[EXERCISE BRIEF] Read the data and repeat all of it exactly.

[DATA BLOCK]
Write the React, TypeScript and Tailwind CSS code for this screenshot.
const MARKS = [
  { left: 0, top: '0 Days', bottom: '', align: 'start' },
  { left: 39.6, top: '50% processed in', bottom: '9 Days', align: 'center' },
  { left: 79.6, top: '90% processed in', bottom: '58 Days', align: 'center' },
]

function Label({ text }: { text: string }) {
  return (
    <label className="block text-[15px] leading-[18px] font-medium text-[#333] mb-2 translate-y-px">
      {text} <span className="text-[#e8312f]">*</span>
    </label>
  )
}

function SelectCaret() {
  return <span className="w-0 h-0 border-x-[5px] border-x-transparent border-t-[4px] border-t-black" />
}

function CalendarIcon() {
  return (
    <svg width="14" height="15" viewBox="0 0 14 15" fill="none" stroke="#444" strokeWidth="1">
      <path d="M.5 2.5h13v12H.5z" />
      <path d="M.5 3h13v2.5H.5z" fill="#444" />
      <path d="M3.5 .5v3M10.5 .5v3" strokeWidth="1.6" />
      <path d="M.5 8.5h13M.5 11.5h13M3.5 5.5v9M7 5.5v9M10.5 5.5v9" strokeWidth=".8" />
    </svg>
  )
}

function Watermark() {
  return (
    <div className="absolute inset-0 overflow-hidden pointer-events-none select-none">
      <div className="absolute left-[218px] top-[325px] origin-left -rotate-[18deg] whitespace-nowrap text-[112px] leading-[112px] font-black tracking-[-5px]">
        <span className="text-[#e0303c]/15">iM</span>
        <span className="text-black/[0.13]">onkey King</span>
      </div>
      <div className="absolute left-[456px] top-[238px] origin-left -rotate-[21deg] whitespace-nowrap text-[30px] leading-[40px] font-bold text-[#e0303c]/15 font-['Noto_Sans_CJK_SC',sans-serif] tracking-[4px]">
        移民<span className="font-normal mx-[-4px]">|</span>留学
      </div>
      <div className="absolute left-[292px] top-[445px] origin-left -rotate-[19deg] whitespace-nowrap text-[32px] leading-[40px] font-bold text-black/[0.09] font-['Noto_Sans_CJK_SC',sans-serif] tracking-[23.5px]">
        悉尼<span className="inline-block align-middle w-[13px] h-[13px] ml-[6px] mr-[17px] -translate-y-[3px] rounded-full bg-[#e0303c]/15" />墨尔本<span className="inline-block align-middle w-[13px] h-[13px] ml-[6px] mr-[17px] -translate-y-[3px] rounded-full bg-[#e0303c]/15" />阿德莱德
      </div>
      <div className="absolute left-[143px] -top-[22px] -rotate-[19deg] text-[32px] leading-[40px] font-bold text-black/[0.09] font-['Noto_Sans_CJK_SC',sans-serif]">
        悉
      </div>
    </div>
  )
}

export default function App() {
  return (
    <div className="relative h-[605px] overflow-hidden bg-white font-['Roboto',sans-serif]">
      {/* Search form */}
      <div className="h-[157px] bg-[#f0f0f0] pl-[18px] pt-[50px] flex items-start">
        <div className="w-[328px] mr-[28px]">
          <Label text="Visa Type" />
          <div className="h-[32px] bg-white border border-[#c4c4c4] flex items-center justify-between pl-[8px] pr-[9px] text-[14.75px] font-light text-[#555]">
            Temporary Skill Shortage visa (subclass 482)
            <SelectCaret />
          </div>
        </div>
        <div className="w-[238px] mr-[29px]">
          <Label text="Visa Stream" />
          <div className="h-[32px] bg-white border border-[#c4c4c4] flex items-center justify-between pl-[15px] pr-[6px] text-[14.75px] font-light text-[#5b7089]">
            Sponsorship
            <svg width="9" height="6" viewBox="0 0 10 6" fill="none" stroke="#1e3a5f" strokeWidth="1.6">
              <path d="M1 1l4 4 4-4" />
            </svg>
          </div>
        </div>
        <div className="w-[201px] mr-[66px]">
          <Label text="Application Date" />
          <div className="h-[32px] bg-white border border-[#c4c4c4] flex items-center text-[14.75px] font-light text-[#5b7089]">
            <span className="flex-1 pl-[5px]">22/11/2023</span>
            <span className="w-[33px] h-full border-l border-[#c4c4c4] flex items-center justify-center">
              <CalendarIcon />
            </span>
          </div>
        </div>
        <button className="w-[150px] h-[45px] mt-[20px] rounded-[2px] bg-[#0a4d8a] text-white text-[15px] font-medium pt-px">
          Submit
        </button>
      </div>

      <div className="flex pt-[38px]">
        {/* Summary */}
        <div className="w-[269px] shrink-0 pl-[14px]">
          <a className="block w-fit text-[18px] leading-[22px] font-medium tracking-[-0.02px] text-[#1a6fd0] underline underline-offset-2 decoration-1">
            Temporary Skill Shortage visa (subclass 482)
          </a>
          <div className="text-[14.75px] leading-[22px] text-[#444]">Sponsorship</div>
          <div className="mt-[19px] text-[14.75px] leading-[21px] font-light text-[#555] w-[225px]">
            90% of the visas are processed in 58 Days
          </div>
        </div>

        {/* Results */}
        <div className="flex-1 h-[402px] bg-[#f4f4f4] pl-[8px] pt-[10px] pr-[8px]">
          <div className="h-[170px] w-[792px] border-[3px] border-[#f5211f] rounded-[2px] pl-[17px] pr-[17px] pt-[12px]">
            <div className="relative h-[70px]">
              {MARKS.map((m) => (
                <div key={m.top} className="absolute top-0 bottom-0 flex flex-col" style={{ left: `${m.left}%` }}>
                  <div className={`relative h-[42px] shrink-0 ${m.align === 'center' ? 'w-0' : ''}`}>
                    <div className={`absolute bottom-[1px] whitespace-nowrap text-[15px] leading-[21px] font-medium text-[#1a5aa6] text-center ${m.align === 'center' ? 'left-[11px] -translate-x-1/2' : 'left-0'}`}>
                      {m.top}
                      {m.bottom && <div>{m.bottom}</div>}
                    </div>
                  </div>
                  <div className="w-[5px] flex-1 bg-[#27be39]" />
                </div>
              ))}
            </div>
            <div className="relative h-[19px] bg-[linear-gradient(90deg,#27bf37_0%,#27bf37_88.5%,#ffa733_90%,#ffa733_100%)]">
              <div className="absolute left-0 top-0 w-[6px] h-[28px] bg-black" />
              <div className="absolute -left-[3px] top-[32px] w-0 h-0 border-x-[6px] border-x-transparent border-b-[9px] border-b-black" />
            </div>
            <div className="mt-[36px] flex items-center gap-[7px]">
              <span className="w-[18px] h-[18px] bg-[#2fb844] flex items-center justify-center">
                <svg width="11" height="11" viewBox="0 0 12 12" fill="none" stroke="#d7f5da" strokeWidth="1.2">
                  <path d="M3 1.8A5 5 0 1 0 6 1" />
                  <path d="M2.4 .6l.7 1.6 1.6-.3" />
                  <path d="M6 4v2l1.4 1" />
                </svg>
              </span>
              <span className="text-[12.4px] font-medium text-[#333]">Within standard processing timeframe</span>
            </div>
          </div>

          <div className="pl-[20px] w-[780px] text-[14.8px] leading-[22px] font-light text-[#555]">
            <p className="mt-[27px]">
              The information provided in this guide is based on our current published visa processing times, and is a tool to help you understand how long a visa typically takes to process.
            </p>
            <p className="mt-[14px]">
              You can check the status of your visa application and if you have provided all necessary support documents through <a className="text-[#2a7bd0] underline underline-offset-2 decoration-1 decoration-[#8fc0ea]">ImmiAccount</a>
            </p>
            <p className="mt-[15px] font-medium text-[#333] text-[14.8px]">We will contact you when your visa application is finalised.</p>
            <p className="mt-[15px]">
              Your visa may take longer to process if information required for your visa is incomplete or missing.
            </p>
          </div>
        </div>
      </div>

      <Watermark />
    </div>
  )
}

[FULL OUTPUT]
Write the React, TypeScript and Tailwind CSS code for this screenshot.
const MARKS = [
  { left: 0, top: '0 Days', bottom: '', align: 'start' },
  { left: 39.6, top: '50% processed in', bottom: '9 Days', align: 'center' },
  { left: 79.6, top: '90% processed in', bottom: '58 Days', align: 'center' },
]

function Label({ text }: { text: string }) {
  return (
    <label className="block text-[15px] leading-[18px] font-medium text-[#333] mb-2 translate-y-px">
      {text} <span className="text-[#e8312f]">*</span>
    </label>
  )
}

function SelectCaret() {
  return <span className="w-0 h-0 border-x-[5px] border-x-transparent border-t-[4px] border-t-black" />
}

function CalendarIcon() {
  return (
    <svg width="14" height="15" viewBox="0 0 14 15" fill="none" stroke="#444" strokeWidth="1">
      <path d="M.5 2.5h13v12H.5z" />
      <path d="M.5 3h13v2.5H.5z" fill="#444" />
      <path d="M3.5 .5v3M10.5 .5v3" strokeWidth="1.6" />
      <path d="M.5 8.5h13M.5 11.5h13M3.5 5.5v9M7 5.5v9M10.5 5.5v9" strokeWidth=".8" />
    </svg>
  )
}

function Watermark() {
  return (
    <div className="absolute inset-0 overflow-hidden pointer-events-none select-none">
      <div className="absolute left-[218px] top-[325px] origin-left -rotate-[18deg] whitespace-nowrap text-[112px] leading-[112px] font-black tracking-[-5px]">
        <span className="text-[#e0303c]/15">iM</span>
        <span className="text-black/[0.13]">onkey King</span>
      </div>
      <div className="absolute left-[456px] top-[238px] origin-left -rotate-[21deg] whitespace-nowrap text-[30px] leading-[40px] font-bold text-[#e0303c]/15 font-['Noto_Sans_CJK_SC',sans-serif] tracking-[4px]">
        移民<span className="font-normal mx-[-4px]">|</span>留学
      </div>
      <div className="absolute left-[292px] top-[445px] origin-left -rotate-[19deg] whitespace-nowrap text-[32px] leading-[40px] font-bold text-black/[0.09] font-['Noto_Sans_CJK_SC',sans-serif] tracking-[23.5px]">
        悉尼<span className="inline-block align-middle w-[13px] h-[13px] ml-[6px] mr-[17px] -translate-y-[3px] rounded-full bg-[#e0303c]/15" />墨尔本<span className="inline-block align-middle w-[13px] h-[13px] ml-[6px] mr-[17px] -translate-y-[3px] rounded-full bg-[#e0303c]/15" />阿德莱德
      </div>
      <div className="absolute left-[143px] -top-[22px] -rotate-[19deg] text-[32px] leading-[40px] font-bold text-black/[0.09] font-['Noto_Sans_CJK_SC',sans-serif]">
        悉
      </div>
    </div>
  )
}

export default function App() {
  return (
    <div className="relative h-[605px] overflow-hidden bg-white font-['Roboto',sans-serif]">
      {/* Search form */}
      <div className="h-[157px] bg-[#f0f0f0] pl-[18px] pt-[50px] flex items-start">
        <div className="w-[328px] mr-[28px]">
          <Label text="Visa Type" />
          <div className="h-[32px] bg-white border border-[#c4c4c4] flex items-center justify-between pl-[8px] pr-[9px] text-[14.75px] font-light text-[#555]">
            Temporary Skill Shortage visa (subclass 482)
            <SelectCaret />
          </div>
        </div>
        <div className="w-[238px] mr-[29px]">
          <Label text="Visa Stream" />
          <div className="h-[32px] bg-white border border-[#c4c4c4] flex items-center justify-between pl-[15px] pr-[6px] text-[14.75px] font-light text-[#5b7089]">
            Sponsorship
            <svg width="9" height="6" viewBox="0 0 10 6" fill="none" stroke="#1e3a5f" strokeWidth="1.6">
              <path d="M1 1l4 4 4-4" />
            </svg>
          </div>
        </div>
        <div className="w-[201px] mr-[66px]">
          <Label text="Application Date" />
          <div className="h-[32px] bg-white border border-[#c4c4c4] flex items-center text-[14.75px] font-light text-[#5b7089]">
            <span className="flex-1 pl-[5px]">22/11/2023</span>
            <span className="w-[33px] h-full border-l border-[#c4c4c4] flex items-center justify-center">
              <CalendarIcon />
            </span>
          </div>
        </div>
        <button className="w-[150px] h-[45px] mt-[20px] rounded-[2px] bg-[#0a4d8a] text-white text-[15px] font-medium pt-px">
          Submit
        </button>
      </div>

      <div className="flex pt-[38px]">
        {/* Summary */}
        <div className="w-[269px] shrink-0 pl-[14px]">
          <a className="block w-fit text-[18px] leading-[22px] font-medium tracking-[-0.02px] text-[#1a6fd0] underline underline-offset-2 decoration-1">
            Temporary Skill Shortage visa (subclass 482)
          </a>
          <div className="text-[14.75px] leading-[22px] text-[#444]">Sponsorship</div>
          <div className="mt-[19px] text-[14.75px] leading-[21px] font-light text-[#555] w-[225px]">
            90% of the visas are processed in 58 Days
          </div>
        </div>

        {/* Results */}
        <div className="flex-1 h-[402px] bg-[#f4f4f4] pl-[8px] pt-[10px] pr-[8px]">
          <div className="h-[170px] w-[792px] border-[3px] border-[#f5211f] rounded-[2px] pl-[17px] pr-[17px] pt-[12px]">
            <div className="relative h-[70px]">
              {MARKS.map((m) => (
                <div key={m.top} className="absolute top-0 bottom-0 flex flex-col" style={{ left: `${m.left}%` }}>
                  <div className={`relative h-[42px] shrink-0 ${m.align === 'center' ? 'w-0' : ''}`}>
                    <div className={`absolute bottom-[1px] whitespace-nowrap text-[15px] leading-[21px] font-medium text-[#1a5aa6] text-center ${m.align === 'center' ? 'left-[11px] -translate-x-1/2' : 'left-0'}`}>
                      {m.top}
                      {m.bottom && <div>{m.bottom}</div>}
                    </div>
                  </div>
                  <div className="w-[5px] flex-1 bg-[#27be39]" />
                </div>
              ))}
            </div>
            <div className="relative h-[19px] bg-[linear-gradient(90deg,#27bf37_0%,#27bf37_88.5%,#ffa733_90%,#ffa733_100%)]">
              <div className="absolute left-0 top-0 w-[6px] h-[28px] bg-black" />
              <div className="absolute -left-[3px] top-[32px] w-0 h-0 border-x-[6px] border-x-transparent border-b-[9px] border-b-black" />
            </div>
            <div className="mt-[36px] flex items-center gap-[7px]">
              <span className="w-[18px] h-[18px] bg-[#2fb844] flex items-center justify-center">
                <svg width="11" height="11" viewBox="0 0 12 12" fill="none" stroke="#d7f5da" strokeWidth="1.2">
                  <path d="M3 1.8A5 5 0 1 0 6 1" />
                  <path d="M2.4 .6l.7 1.6 1.6-.3" />
                  <path d="M6 4v2l1.4 1" />
                </svg>
              </span>
              <span className="text-[12.4px] font-medium text-[#333]">Within standard processing timeframe</span>
            </div>
          </div>

          <div className="pl-[20px] w-[780px] text-[14.8px] leading-[22px] font-light text-[#555]">
            <p className="mt-[27px]">
              The information provided in this guide is based on our current published visa processing times, and is a tool to help you understand how long a visa typically takes to process.
            </p>
            <p className="mt-[14px]">
              You can check the status of your visa application and if you have provided all necessary support documents through <a className="text-[#2a7bd0] underline underline-offset-2 decoration-1 decoration-[#8fc0ea]">ImmiAccount</a>
            </p>
            <p className="mt-[15px] font-medium text-[#333] text-[14.8px]">We will contact you when your visa application is finalised.</p>
            <p className="mt-[15px]">
              Your visa may take longer to process if information required for your visa is incomplete or missing.
            </p>
          </div>
        </div>
      </div>

      <Watermark />
    </div>
  )
}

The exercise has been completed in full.